Unless you’re rolling in dough and deciding between a new Bentley or Rolls Royce, most of us would agree that for the average person, car shopping ranks somewhere between going to the dentist and going to the DMV. It’s just not really all that fun to have to make a big money decision, especially if you’re under pressure from pushy salespeople while trying to weigh the pros and cons of each model. And if you have bad credit? Well then, car shopping can rapidly become one of the most stressful and demoralizing chores out there.
If you are one of the people trying to psych yourself up to go to car shopping even though your credit is hovering around poor/non-existent, try not to worry – there are still plenty of banks, financial institutions, and even dealerships that will work with you and your bad credit in order to help you lock down a car loan.
First though, make sure you are considering buying a used car for all the right reasons. If you want to dig yourself out of your bad credit situation, adding another loan is definitely not the right first step… rather, you want to put as much money as you can towards your debts each month until you see your credit score start to climb. If you’re not sure if your credit score is actually improving or not, you can sign up for free credit trackers online and watch your score rise each month – I recommend using Credit Karma, but there are several online credit trackers that you may want to explore. In fact, your credit card may even have a credit tracker option available to you online. Do a little research and see what credit tracking tools you may already have in your possession.
Using the free credit trackers is a great place to start motivating yourself to better your score, but you also want to be sure that your credit really is as bad as you believe and that it is that bad only because of your choices – not because of a mistake on the credit reports or even worse, fraudulent activity. Once a year you want to visit Experian, TransUnion and Equifax and request your free credit report. Carefully comb through these reports and look for any inconsistencies or errors – you might be surprised to find that there can be some pretty big mistakes on those reports. If you do find an error, be sure to contact the correct agency and ask them to fix the error immediately. By staying on top of your credit history, reports, and score, you’ll be taking the first step in repairing your damaged credit.
You might be thinking, okay, that’s all fine and good, but right now I still have lousy credit and I need a car loan. Well, here’s the good news: financing your used car could actually help you raise your poor credit score. How is that possible, you ask? It’s possible because every month when you repay your loan, that payment will get reported to the credit bureaus. A history of on-time, in-full payments can start to shift the needle from poor credit to good credit quicker than you may imagine. Of course, if you miss a payment or two (or default completely), then your credit is just going to get worse and worse, so do everything you can to avoid that happening.
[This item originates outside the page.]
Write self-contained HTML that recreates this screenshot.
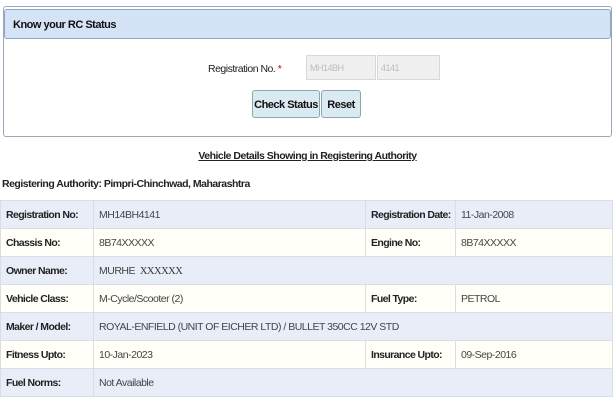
<!DOCTYPE html>
<html><head><style>
*{margin:0;padding:0;box-sizing:border-box}
body{width:615px;height:400px;background:#fff;font-family:"Liberation Sans",sans-serif;font-size:11px;letter-spacing:-0.5px;white-space:nowrap;color:#222;position:relative;overflow:hidden}
.a{position:absolute}
.panel{left:3px;top:6px;width:609px;height:131px;border:1px solid #9aa9b8;border-radius:3px;background:#fff}
.hdr{left:4px;top:9px;width:607px;height:30px;background:#d4e3f5;border:1px solid #8fa6c4;border-radius:3px;font-weight:bold;padding:9px 0 0 8px;font-size:11px;color:#111}
.inp{background:#f0f0f0;border:1px solid #d8d8d8;color:#bbb;font-size:9px;padding:7px 0 0 3px;height:25px;top:55px}
.btn{top:90px;height:28px;background:#dbe9f1;border:1px solid #8aa;border-radius:3px;font-weight:bold;font-size:11px;text-align:center;padding-top:8px;color:#111}
table{position:absolute;left:0;top:200px;width:613px;border-collapse:collapse;table-layout:fixed}
td{height:28px;border:1px solid #d8dde6;padding:0 5px;font-size:10.5px;color:#444;overflow:hidden}
td.l{font-weight:bold;color:#222;letter-spacing:-0.6px}
tr.o td{background:#e9edf8}
tr.e td{background:#fffff8}
</style></head><body>
<div class="a panel"></div>
<div class="a hdr">Know your RC Status</div>
<div class="a" style="left:208px;top:63px;font-size:10.5px">Registration No. <span style="color:#c00">*</span></div>
<div class="a inp" style="left:306px;width:70px">MH14BH</div>
<div class="a inp" style="left:377px;width:63px">4141</div>
<div class="a btn" style="left:252px;width:68px">Check Status</div>
<div class="a btn" style="left:321px;width:40px">Reset</div>
<div class="a" style="left:0;width:615px;top:150px;text-align:center;font-weight:bold;text-decoration:underline;font-size:10.5px">Vehicle Details Showing in Registering Authority</div>
<div class="a" style="left:2px;top:178px;font-weight:bold;font-size:10.5px">Registering Authority: Pimpri-Chinchwad, Maharashtra</div>
<table>
<colgroup><col style="width:93px"><col style="width:272px"><col style="width:90px"><col></colgroup>
<tr class="o"><td class="l">Registration No:</td><td>MH14BH4141</td><td class="l">Registration Date:</td><td>11-Jan-2008</td></tr>
<tr class="e"><td class="l">Chassis No:</td><td>8B74XXXXX</td><td class="l">Engine No:</td><td>8B74XXXXX</td></tr>
<tr class="o"><td class="l">Owner Name:</td><td colspan="3">MURHE &nbsp;<span style="font-family:'Liberation Serif',serif;color:#333">XXXXXX</span></td></tr>
<tr class="e"><td class="l">Vehicle Class:</td><td>M-Cycle/Scooter (2)</td><td class="l">Fuel Type:</td><td>PETROL</td></tr>
<tr class="o"><td class="l">Maker / Model:</td><td colspan="3">ROYAL-ENFIELD (UNIT OF EICHER LTD) / BULLET 350CC 12V STD</td></tr>
<tr class="e"><td class="l">Fitness Upto:</td><td>10-Jan-2023</td><td class="l">Insurance Upto:</td><td>09-Sep-2016</td></tr>
<tr class="o"><td class="l">Fuel Norms:</td><td colspan="3">Not Available</td></tr>
</table>
</body></html>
Take out the smallest loan you need and be absolutely diligent in paying it back on-time, every single month.
Sounds like the answer to your bad credit problem, right? Well, there’s some bad news, too. Because you have poor credit, any financial institution or dealer who takes the gamble on loaning you money is going to have to hedge their bets to protect themselves if you end up skipping payments. So, lenders protect themselves by offering loans at way, way higher interest rates than they offer to consumers with good credit. It’s a nasty Catch-22 and one you want to be fully educated and aware of before signing on the dotted line. Find out what your total payment will be including the potentially double-digit interest and be absolutely sure that you can meet that financial obligation each month.
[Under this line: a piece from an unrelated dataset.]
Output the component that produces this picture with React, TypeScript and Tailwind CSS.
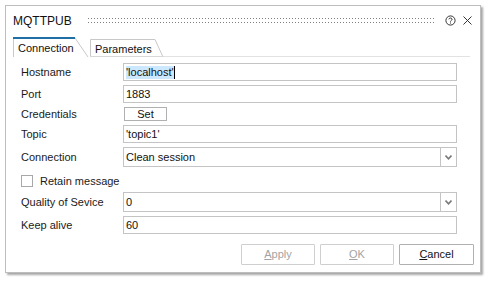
import React from "react";

type FieldRowProps = {
  label: string;
  children: React.ReactNode;
  className?: string;
};

function FieldRow(props: FieldRowProps) {
  const { label, children, className } = props;
  return (
    <div className={`flex items-center pl-[15px] pr-[23px] ${className ?? ""}`}>
      <div className="w-[102px] shrink-0 text-[11px] leading-[13px] text-[#1a1a1a]">{label}</div>
      <div className="flex-1">{children}</div>
    </div>
  );
}

function TextBox({ value }: { value: React.ReactNode }) {
  return (
    <div className="h-[18px] border border-[#c4c4c4] bg-white flex items-center pl-[2px] text-[11px] text-[#111]">
      {value}
    </div>
  );
}

function Chevron() {
  return (
    <svg width="7" height="5" viewBox="0 0 7 5">
      <path d="M0.5 0.5 L3.5 3.8 L6.5 0.5" fill="none" stroke="#7a7a7a" strokeWidth="1.6" />
    </svg>
  );
}

function SelectBox({ value }: { value: string }) {
  return (
    <div className="h-[20px] border border-[#c4c4c4] bg-white flex items-stretch text-[11px] text-[#111]">
      <div className="flex-1 flex items-center pl-[2px]">{value}</div>
      <div className="w-[16px] border-l border-[#c4c4c4] flex items-center justify-center">
        <Chevron />
      </div>
    </div>
  );
}

function DialogButton({
  label,
  hotkey,
  disabled,
  className,
}: {
  label: string;
  hotkey: string;
  disabled?: boolean;
  className?: string;
}) {
  return (
    <button
      type="button"
      className={`h-[21px] border rounded-[1px] text-[11px] flex items-center justify-center ${
        disabled ? "border-[#cfcfcf] text-[#a3a3a3]" : "border-[#b0b0b0] text-[#111]"
      } ${className ?? ""}`}
    >
      <span className="underline underline-offset-[1px]">{hotkey}</span>
      {label.slice(1)}
    </button>
  );
}

function App() {
  return (
    <div
      className="w-[490px] h-[286px] bg-white pl-[5px] pt-[5px]"
      style={{ fontFamily: '"Liberation Sans", Arial, sans-serif' }}
    >
      <div className="w-[476px] h-[268px] border border-[#bdbdbd] bg-white shadow-[2px_2px_2px_rgba(0,0,0,0.35)] flex flex-col">
        {/* title bar */}
        <div className="h-[29px] flex items-center pl-[7px] pr-[8px]">
          <span className="text-[12px] text-[#111]">MQTTPUB</span>
          <svg className="ml-[16px]" width="348" height="6">
            <defs>
              <pattern id="grip" width="3" height="4" patternUnits="userSpaceOnUse">
                <rect x="0" y="0" width="1" height="1" fill="#7e7e7e" />
              </pattern>
            </defs>
            <rect width="348" height="6" fill="url(#grip)" />
          </svg>
          <svg className="ml-[10px]" width="11" height="11" viewBox="0 0 11 11">
            <circle cx="5.5" cy="5.5" r="4.6" fill="none" stroke="#333" strokeWidth="1" />
            <path d="M3.9 4.3 C3.9 2.6 7.1 2.6 7.1 4.3 C7.1 5.5 5.5 5.4 5.5 6.6" fill="none" stroke="#333" strokeWidth="1" />
            <rect x="5" y="7.5" width="1" height="1" fill="#333" />
          </svg>
          <svg className="ml-[7px]" width="9" height="9" viewBox="0 0 9 9">
            <path d="M0.5 0.5 L8.5 8.5 M8.5 0.5 L0.5 8.5" stroke="#333" strokeWidth="1" />
          </svg>
        </div>

        {/* tabs */}
        <div className="mt-[2px] h-[20px] flex items-end pl-[7px]">
          <div className="relative w-[76px] h-[20px] shrink-0">
            <svg className="absolute inset-0" width="76" height="20">
              <path d="M0.5 20 V1 H62 L75 20" fill="none" stroke="#c8c8c8" />
              <rect x="0" y="0" width="62" height="2" fill="#1f6fa6" />
            </svg>
            <span className="absolute left-[5px] top-[3px] text-[11px] text-[#111]">Connection</span>
          </div>
          <div className="relative w-[74px] h-[18px] shrink-0 ml-[1px]">
            <svg className="absolute inset-0" width="74" height="18">
              <path d="M0.5 18 V0.5 H65 L73 18" fill="none" stroke="#c8c8c8" />
              <line x1="0" y1="17.5" x2="74" y2="17.5" stroke="#d8d8d8" />
            </svg>
            <span className="absolute left-[5px] top-[2px] text-[11px] text-[#111]">Parameters</span>
          </div>
          <div className="flex-1 h-[20px] border-b border-[#e2e2e2] mr-[10px]" />
        </div>

        {/* fields */}
        <FieldRow label="Hostname" className="mt-[6px]">
          <TextBox
            value={
              <span className="flex items-center">
                <span className="bg-[#cce8ff] leading-[13px]">'localhost'</span>
                <span className="w-px h-[13px] bg-black" />
              </span>
            }
          />
        </FieldRow>
        <FieldRow label="Port" className="mt-[4px]">
          <TextBox value="1883" />
        </FieldRow>
        <FieldRow label="Credentials" className="mt-[4px]">
          <button
            type="button"
            className="ml-[1px] w-[43px] h-[14px] border border-[#b0b0b0] text-[11px] leading-[12px] text-[#111] flex items-center justify-center"
          >
            Set
          </button>
        </FieldRow>
        <FieldRow label="Topic" className="mt-[4px]">
          <TextBox value="'topic1'" />
        </FieldRow>
        <FieldRow label="Connection" className="mt-[4px]">
          <SelectBox value="Clean session" />
        </FieldRow>

        <div className="mt-[8px] pl-[15px] flex items-center h-[12px]">
          <div className="w-[12px] h-[12px] border border-[#a8a8a8] bg-white" />
          <span className="ml-[7px] text-[11px] text-[#1a1a1a]">Retain message</span>
        </div>

        <FieldRow label="Quality of Sevice" className="mt-[5px]">
          <SelectBox value="0" />
        </FieldRow>
        <FieldRow label="Keep alive" className="mt-[4px]">
          <TextBox value="60" />
        </FieldRow>

        {/* buttons */}
        <div className="mt-[10px] flex justify-end gap-[5px] pr-[6px]">
          <DialogButton label="Apply" hotkey="A" disabled className="w-[74px]" />
          <DialogButton label="OK" hotkey="O" disabled className="w-[74px]" />
          <DialogButton label="Cancel" hotkey="C" className="w-[75px]" />
        </div>
      </div>
    </div>
  );
}

export default App;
What about the Buy Here, Pay Here dealerships that you see on TV ads? They are frequently loud, obnoxious, and prey on people just like you – those with poor or no credit who might be feeling desperate for wheels. You want to be very careful if you’re going down the Buy Here, Pay Here route – in fact, you’re going to want to be absolutely sure that you cannot get financing from any other source first. Try several banks, credit unions, and reputable online loan companies before hitting up your local Buy Here, Pay Here dealership. Why? Because the Buy Here, Pay Here dealerships are banking on the fact that you won’t actually be able to pay. Exorbitant interest rates will hold you back, and the Buy Here, Pay Here guys don’t mess around when it comes to repossession following a late or missed payment… in fact, most of the Buy Here, Pay Here dealerships even have tracking devices installed in your car so that if you miss a payment, they can be Johnny-on-the-Spot when it comes to scooping up your car from you. And they might even take your baby, too. Honestly, if your credit is in such a bad place that no one will finance you and you’re really considering Buy Here, Pay Here, I’m begging you to reconsider your options. Can you car-share with a friend? Use public transportation? Or if it’s safe enough, can you just walk to work? If you really don’t have another option and you’ve been turned down for financing from every other source possible, enter into a Buy Here, Pay Here contract with extreme caution.
Bad credit stinks. It holds you back from making the choices you want to make and can put you in precarious situations where you are at the mercy of places like Buy Here, Pay Here dealerships. But bad credit can also be overcome, sometimes simply by being responsible with your reasonable car loan.